▶ **Exercise inputs**:
BEGIN

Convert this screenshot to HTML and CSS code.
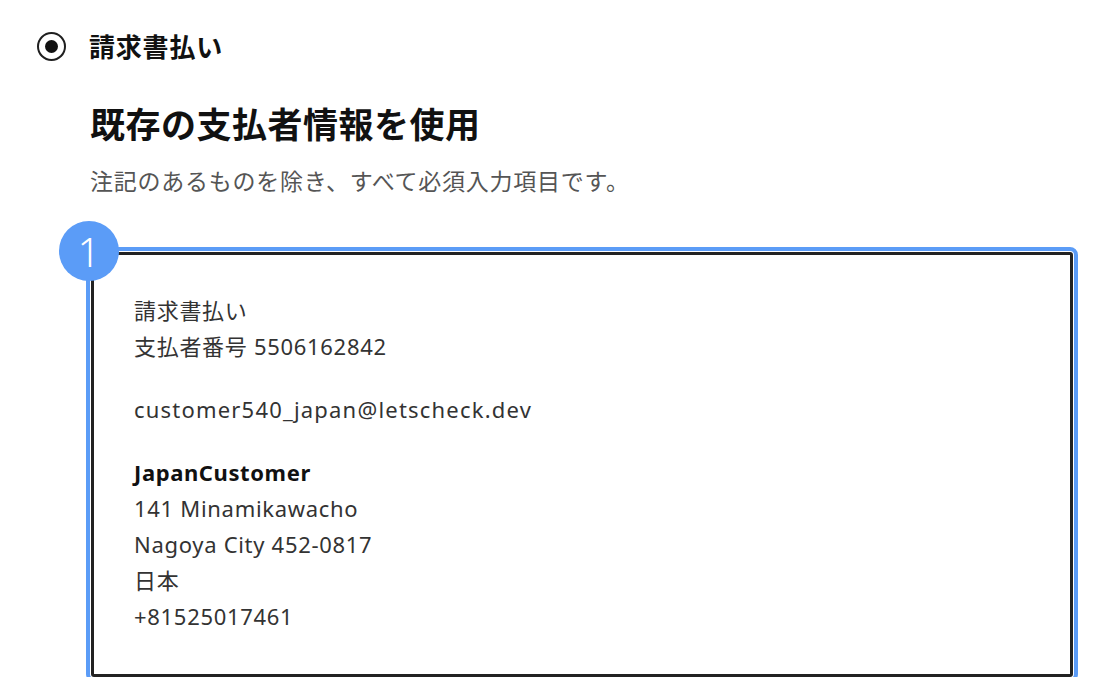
FILE: index.html
```html
<!DOCTYPE html>
<html lang="ja">
<head>
<meta charset="utf-8">
<link rel="stylesheet" href="styles.css">
</head>
<body>
<div class="page">
  <div class="radio-row">
    <span class="radio"><span class="radio-dot"></span></span>
    <span class="radio-label">請求書払い</span>
  </div>
  <div class="section">
    <h1 class="heading">既存の支払者情報を使用</h1>
    <p class="subtitle">注記のあるものを除き、すべて必須入力項目です。</p>
    <div class="card">
      <span class="badge">1</span>
      <div class="group">
        <div class="line">請求書払い</div>
        <div class="line">支払者番号 5506162842</div>
      </div>
      <div class="group">
        <div class="line email">customer540_japan@letscheck.dev</div>
      </div>
      <div class="group">
        <div class="line name">JapanCustomer</div>
        <div class="line">141 Minamikawacho</div>
        <div class="line">Nagoya City 452-0817</div>
        <div class="line">日本</div>
        <div class="line">+81525017461</div>
      </div>
    </div>
  </div>
</div>
</body>
</html>
```

FILE: styles.css
```css
html, body {
  margin: 0;
  padding: 0;
  background: #ffffff;
}
body {
  font-family: "Noto Sans", "Noto Sans CJK JP", sans-serif;
  color: #333333;
}
.page {
  padding: 31px 0 0 37px;
}
.radio-row {
  display: flex;
  align-items: center;
  height: 30px;
  gap: 23px;
}
.radio {
  width: 29px;
  height: 29px;
  box-sizing: border-box;
  border: 2.5px solid #1f1f1f;
  border-radius: 50%;
  display: flex;
  align-items: center;
  justify-content: center;
}
.radio-dot {
  width: 13px;
  height: 13px;
  border-radius: 50%;
  background: #111111;
}
.radio-label {
  font-family: "Noto Sans CJK JP", sans-serif;
  font-size: 26px;
  font-weight: 700;
  color: #111111;
  line-height: 30px;
  letter-spacing: 0.8px;
}
.section {
  margin-left: 53px;
}
.heading {
  margin: 40px 0 0 0;
  font-family: "Noto Sans CJK JP", sans-serif;
  font-size: 35px;
  font-weight: 700;
  line-height: 44px;
  color: #111111;
  letter-spacing: 0.5px;
}
.subtitle {
  margin: 19px 0 0 0;
  font-family: "Noto Sans CJK JP", sans-serif;
  font-size: 23px;
  line-height: 32px;
  color: #555555;
  letter-spacing: 0.75px;
}
.card {
  position: relative;
  margin: 56px 0 0 1px;
  width: 982px;
  box-sizing: border-box;
  border: 3.5px solid #222222;
  border-radius: 3px;
  outline: 4px solid #5b9cf7;
  outline-offset: 1px;
  padding: 37px 40px 40px 40px;
  display: flex;
  flex-direction: column;
  gap: 27px;
}
.badge {
  position: absolute;
  left: -35px;
  top: -34px;
  width: 60px;
  height: 60px;
  border-radius: 50%;
  background: #5b9cf7;
  color: #ffffff;
  font-family: "Noto Sans", sans-serif;
  font-size: 40px;
  font-weight: 300;
  display: flex;
  align-items: center;
  justify-content: center;
  line-height: 1;
  padding-top: 2px;
  box-sizing: border-box;
}
.line {
  font-size: 22px;
  line-height: 36px;
  color: #333333;
  letter-spacing: 0.7px;
}
.email {
  letter-spacing: 1.2px;
}
.name {
  font-weight: 700;
  color: #111111;
  letter-spacing: 0.6px;
}
```
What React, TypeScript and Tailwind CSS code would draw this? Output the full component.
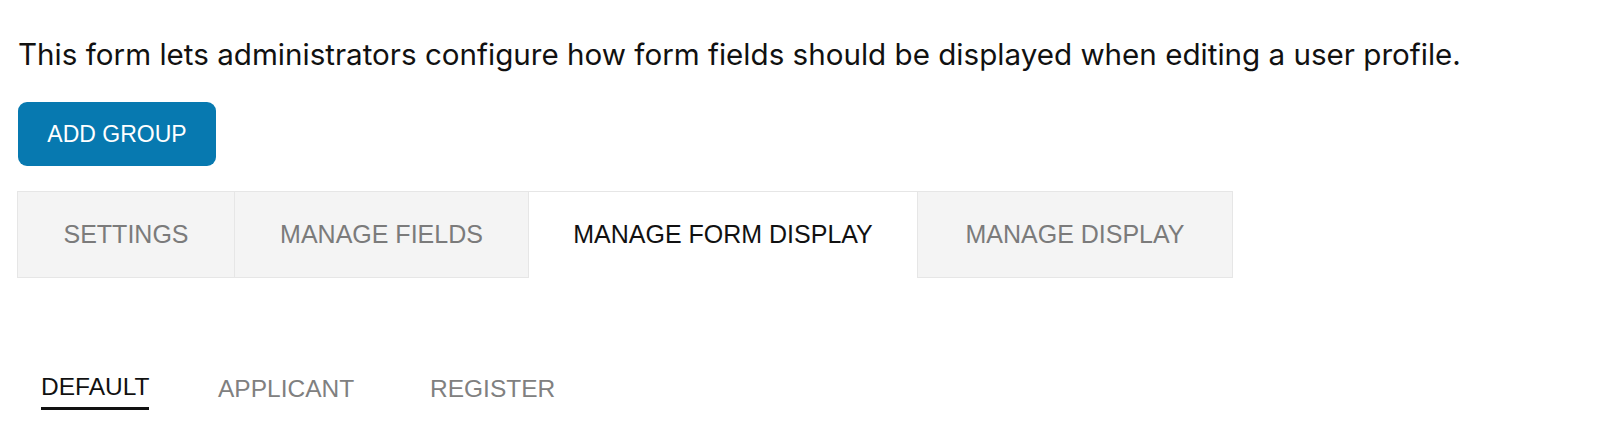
import React from "react";

const tabs = [
  { label: "SETTINGS", w: "w-[218px]", active: false },
  { label: "MANAGE FIELDS", w: "w-[294px]", active: false },
  { label: "MANAGE FORM DISPLAY", w: "w-[389px]", active: true },
  { label: "MANAGE DISPLAY", w: "w-[315px]", active: false },
];

export default function App() {
  return (
    <div
      className="w-[1600px] h-[448px] bg-white pl-[18px] pt-[38px]"
      style={{ fontFamily: '"Liberation Sans", Arial, sans-serif' }}
    >
      <p
        className="text-[29.6px] leading-[33px] text-[#111111] m-0"
        style={{ fontFamily: 'Inter, "Liberation Sans", sans-serif' }}
      >
        This form lets administrators configure how form fields should be displayed when editing a user profile.
      </p>
      <button className="mt-[31px] w-[198px] h-[64px] rounded-[9px] bg-[#0779b0] text-white text-[23px] flex items-center justify-center">
        ADD GROUP
      </button>
      <div className="mt-[25px] flex ml-[-1px] w-[1216px]">
        {tabs.map((t, i) => (
          <div
            key={t.label}
            className={
              "h-[87px] flex items-center justify-center text-[25px] border-t border-[#e6e6e6] " +
              t.w +
              " " +
              (t.active
                ? "bg-white text-[#111111] border-b-0"
                : "bg-[#f4f4f4] text-[#7b7b7b] border-b") +
              " " +
              (i === 0 ? "border-l border-r" : "border-r")
            }
          >
            {t.label}
          </div>
        ))}
      </div>
      <div className="mt-[91px] pl-[23px] flex items-start text-[24.5px]">
        <div className="w-[177px]">
          <div className="inline-flex flex-col">
            <span className="leading-[28px] text-[#111111]">DEFAULT</span>
            <span className="mt-[6px] h-[3px] bg-[#111111]" />
          </div>
        </div>
        <div className="w-[212px] pt-[2px]">
          <span className="leading-[28px] text-[#808080]">APPLICANT</span>
        </div>
        <div className="pt-[2px]">
          <span className="leading-[28px] text-[#808080]">REGISTER</span>
        </div>
      </div>
    </div>
  );
}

END

▶ **Work to do**:
Extract the entries in full, exactly as they are, minus the pictures.

▶ **The answer**:
Convert this screenshot to HTML and CSS code.
FILE: index.html
```html
<!DOCTYPE html>
<html lang="ja">
<head>
<meta charset="utf-8">
<link rel="stylesheet" href="styles.css">
</head>
<body>
<div class="page">
  <div class="radio-row">
    <span class="radio"><span class="radio-dot"></span></span>
    <span class="radio-label">請求書払い</span>
  </div>
  <div class="section">
    <h1 class="heading">既存の支払者情報を使用</h1>
    <p class="subtitle">注記のあるものを除き、すべて必須入力項目です。</p>
    <div class="card">
      <span class="badge">1</span>
      <div class="group">
        <div class="line">請求書払い</div>
        <div class="line">支払者番号 5506162842</div>
      </div>
      <div class="group">
        <div class="line email">customer540_japan@letscheck.dev</div>
      </div>
      <div class="group">
        <div class="line name">JapanCustomer</div>
        <div class="line">141 Minamikawacho</div>
        <div class="line">Nagoya City 452-0817</div>
        <div class="line">日本</div>
        <div class="line">+81525017461</div>
      </div>
    </div>
  </div>
</div>
</body>
</html>
```

FILE: styles.css
```css
html, body {
  margin: 0;
  padding: 0;
  background: #ffffff;
}
body {
  font-family: "Noto Sans", "Noto Sans CJK JP", sans-serif;
  color: #333333;
}
.page {
  padding: 31px 0 0 37px;
}
.radio-row {
  display: flex;
  align-items: center;
  height: 30px;
  gap: 23px;
}
.radio {
  width: 29px;
  height: 29px;
  box-sizing: border-box;
  border: 2.5px solid #1f1f1f;
  border-radius: 50%;
  display: flex;
  align-items: center;
  justify-content: center;
}
.radio-dot {
  width: 13px;
  height: 13px;
  border-radius: 50%;
  background: #111111;
}
.radio-label {
  font-family: "Noto Sans CJK JP", sans-serif;
  font-size: 26px;
  font-weight: 700;
  color: #111111;
  line-height: 30px;
  letter-spacing: 0.8px;
}
.section {
  margin-left: 53px;
}
.heading {
  margin: 40px 0 0 0;
  font-family: "Noto Sans CJK JP", sans-serif;
  font-size: 35px;
  font-weight: 700;
  line-height: 44px;
  color: #111111;
  letter-spacing: 0.5px;
}
.subtitle {
  margin: 19px 0 0 0;
  font-family: "Noto Sans CJK JP", sans-serif;
  font-size: 23px;
  line-height: 32px;
  color: #555555;
  letter-spacing: 0.75px;
}
.card {
  position: relative;
  margin: 56px 0 0 1px;
  width: 982px;
  box-sizing: border-box;
  border: 3.5px solid #222222;
  border-radius: 3px;
  outline: 4px solid #5b9cf7;
  outline-offset: 1px;
  padding: 37px 40px 40px 40px;
  display: flex;
  flex-direction: column;
  gap: 27px;
}
.badge {
  position: absolute;
  left: -35px;
  top: -34px;
  width: 60px;
  height: 60px;
  border-radius: 50%;
  background: #5b9cf7;
  color: #ffffff;
  font-family: "Noto Sans", sans-serif;
  font-size: 40px;
  font-weight: 300;
  display: flex;
  align-items: center;
  justify-content: center;
  line-height: 1;
  padding-top: 2px;
  box-sizing: border-box;
}
.line {
  font-size: 22px;
  line-height: 36px;
  color: #333333;
  letter-spacing: 0.7px;
}
.email {
  letter-spacing: 1.2px;
}
.name {
  font-weight: 700;
  color: #111111;
  letter-spacing: 0.6px;
}
```
What React, TypeScript and Tailwind CSS code would draw this? Output the full component.
import React from "react";

const tabs = [
  { label: "SETTINGS", w: "w-[218px]", active: false },
  { label: "MANAGE FIELDS", w: "w-[294px]", active: false },
  { label: "MANAGE FORM DISPLAY", w: "w-[389px]", active: true },
  { label: "MANAGE DISPLAY", w: "w-[315px]", active: false },
];

export default function App() {
  return (
    <div
      className="w-[1600px] h-[448px] bg-white pl-[18px] pt-[38px]"
      style={{ fontFamily: '"Liberation Sans", Arial, sans-serif' }}
    >
      <p
        className="text-[29.6px] leading-[33px] text-[#111111] m-0"
        style={{ fontFamily: 'Inter, "Liberation Sans", sans-serif' }}
      >
        This form lets administrators configure how form fields should be displayed when editing a user profile.
      </p>
      <button className="mt-[31px] w-[198px] h-[64px] rounded-[9px] bg-[#0779b0] text-white text-[23px] flex items-center justify-center">
        ADD GROUP
      </button>
      <div className="mt-[25px] flex ml-[-1px] w-[1216px]">
        {tabs.map((t, i) => (
          <div
            key={t.label}
            className={
              "h-[87px] flex items-center justify-center text-[25px] border-t border-[#e6e6e6] " +
              t.w +
              " " +
              (t.active
                ? "bg-white text-[#111111] border-b-0"
                : "bg-[#f4f4f4] text-[#7b7b7b] border-b") +
              " " +
              (i === 0 ? "border-l border-r" : "border-r")
            }
          >
            {t.label}
          </div>
        ))}
      </div>
      <div className="mt-[91px] pl-[23px] flex items-start text-[24.5px]">
        <div className="w-[177px]">
          <div className="inline-flex flex-col">
            <span className="leading-[28px] text-[#111111]">DEFAULT</span>
            <span className="mt-[6px] h-[3px] bg-[#111111]" />
          </div>
        </div>
        <div className="w-[212px] pt-[2px]">
          <span className="leading-[28px] text-[#808080]">APPLICANT</span>
        </div>
        <div className="pt-[2px]">
          <span className="leading-[28px] text-[#808080]">REGISTER</span>
        </div>
      </div>
    </div>
  );
}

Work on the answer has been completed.